▶ [Aim]: Render the material again word for word, skipping the pictures in it.
····················
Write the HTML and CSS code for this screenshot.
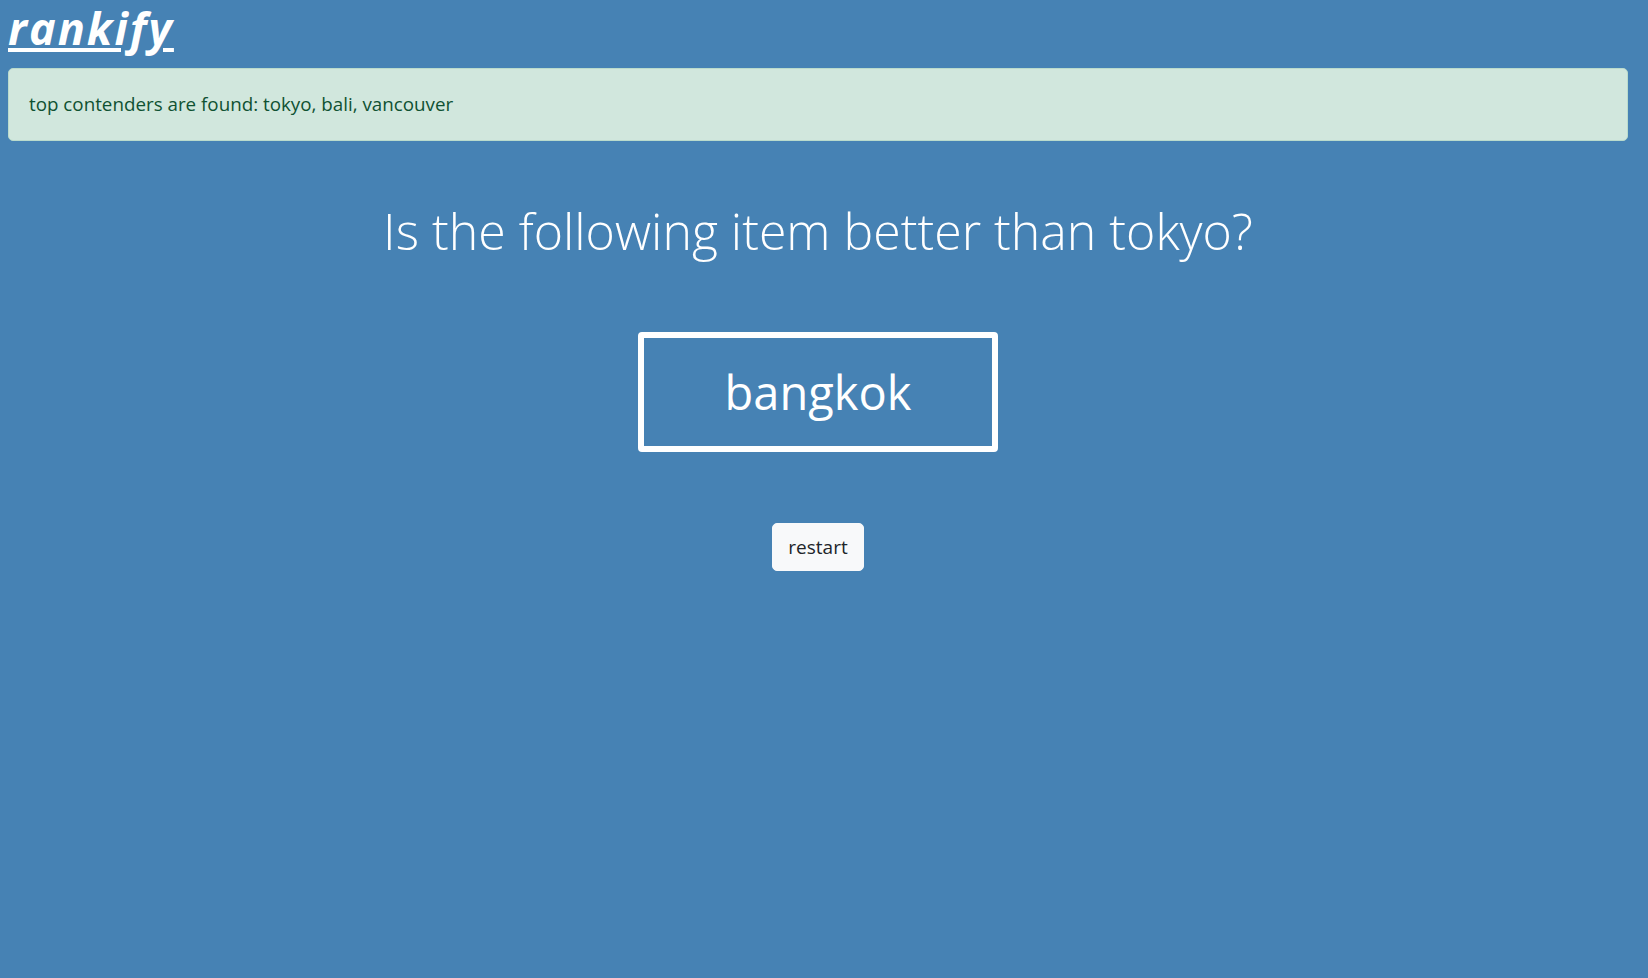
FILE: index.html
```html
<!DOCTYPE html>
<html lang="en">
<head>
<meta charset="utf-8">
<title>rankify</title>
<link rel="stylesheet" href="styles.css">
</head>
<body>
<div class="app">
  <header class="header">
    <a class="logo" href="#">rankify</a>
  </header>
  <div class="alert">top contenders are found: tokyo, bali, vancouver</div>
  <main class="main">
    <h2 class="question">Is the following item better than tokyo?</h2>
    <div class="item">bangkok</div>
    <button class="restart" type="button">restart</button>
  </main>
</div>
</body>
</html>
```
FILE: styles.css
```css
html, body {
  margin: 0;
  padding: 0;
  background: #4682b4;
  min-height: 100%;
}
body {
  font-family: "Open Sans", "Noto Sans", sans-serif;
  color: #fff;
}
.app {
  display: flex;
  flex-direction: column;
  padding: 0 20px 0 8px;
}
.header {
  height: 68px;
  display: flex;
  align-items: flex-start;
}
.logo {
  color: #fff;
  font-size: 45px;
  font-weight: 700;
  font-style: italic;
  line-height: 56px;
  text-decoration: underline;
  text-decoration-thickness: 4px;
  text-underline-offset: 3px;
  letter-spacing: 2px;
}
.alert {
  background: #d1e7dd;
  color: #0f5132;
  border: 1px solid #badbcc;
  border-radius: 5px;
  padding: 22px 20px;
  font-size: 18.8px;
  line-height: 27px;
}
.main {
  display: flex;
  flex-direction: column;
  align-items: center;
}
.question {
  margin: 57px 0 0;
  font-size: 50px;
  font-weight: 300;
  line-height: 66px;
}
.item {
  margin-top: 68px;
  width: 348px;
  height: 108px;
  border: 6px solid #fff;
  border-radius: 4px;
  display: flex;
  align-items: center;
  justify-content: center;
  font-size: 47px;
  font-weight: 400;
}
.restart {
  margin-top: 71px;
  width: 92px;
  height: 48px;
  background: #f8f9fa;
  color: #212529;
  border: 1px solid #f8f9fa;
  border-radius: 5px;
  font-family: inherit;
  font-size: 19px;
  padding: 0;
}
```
····················
▶ [Answer below]:
Write the HTML and CSS code for this screenshot.
FILE: index.html
```html
<!DOCTYPE html>
<html lang="en">
<head>
<meta charset="utf-8">
<title>rankify</title>
<link rel="stylesheet" href="styles.css">
</head>
<body>
<div class="app">
  <header class="header">
    <a class="logo" href="#">rankify</a>
  </header>
  <div class="alert">top contenders are found: tokyo, bali, vancouver</div>
  <main class="main">
    <h2 class="question">Is the following item better than tokyo?</h2>
    <div class="item">bangkok</div>
    <button class="restart" type="button">restart</button>
  </main>
</div>
</body>
</html>
```
FILE: styles.css
```css
html, body {
  margin: 0;
  padding: 0;
  background: #4682b4;
  min-height: 100%;
}
body {
  font-family: "Open Sans", "Noto Sans", sans-serif;
  color: #fff;
}
.app {
  display: flex;
  flex-direction: column;
  padding: 0 20px 0 8px;
}
.header {
  height: 68px;
  display: flex;
  align-items: flex-start;
}
.logo {
  color: #fff;
  font-size: 45px;
  font-weight: 700;
  font-style: italic;
  line-height: 56px;
  text-decoration: underline;
  text-decoration-thickness: 4px;
  text-underline-offset: 3px;
  letter-spacing: 2px;
}
.alert {
  background: #d1e7dd;
  color: #0f5132;
  border: 1px solid #badbcc;
  border-radius: 5px;
  padding: 22px 20px;
  font-size: 18.8px;
  line-height: 27px;
}
.main {
  display: flex;
  flex-direction: column;
  align-items: center;
}
.question {
  margin: 57px 0 0;
  font-size: 50px;
  font-weight: 300;
  line-height: 66px;
}
.item {
  margin-top: 68px;
  width: 348px;
  height: 108px;
  border: 6px solid #fff;
  border-radius: 4px;
  display: flex;
  align-items: center;
  justify-content: center;
  font-size: 47px;
  font-weight: 400;
}
.restart {
  margin-top: 71px;
  width: 92px;
  height: 48px;
  background: #f8f9fa;
  color: #212529;
  border: 1px solid #f8f9fa;
  border-radius: 5px;
  font-family: inherit;
  font-size: 19px;
  padding: 0;
}
```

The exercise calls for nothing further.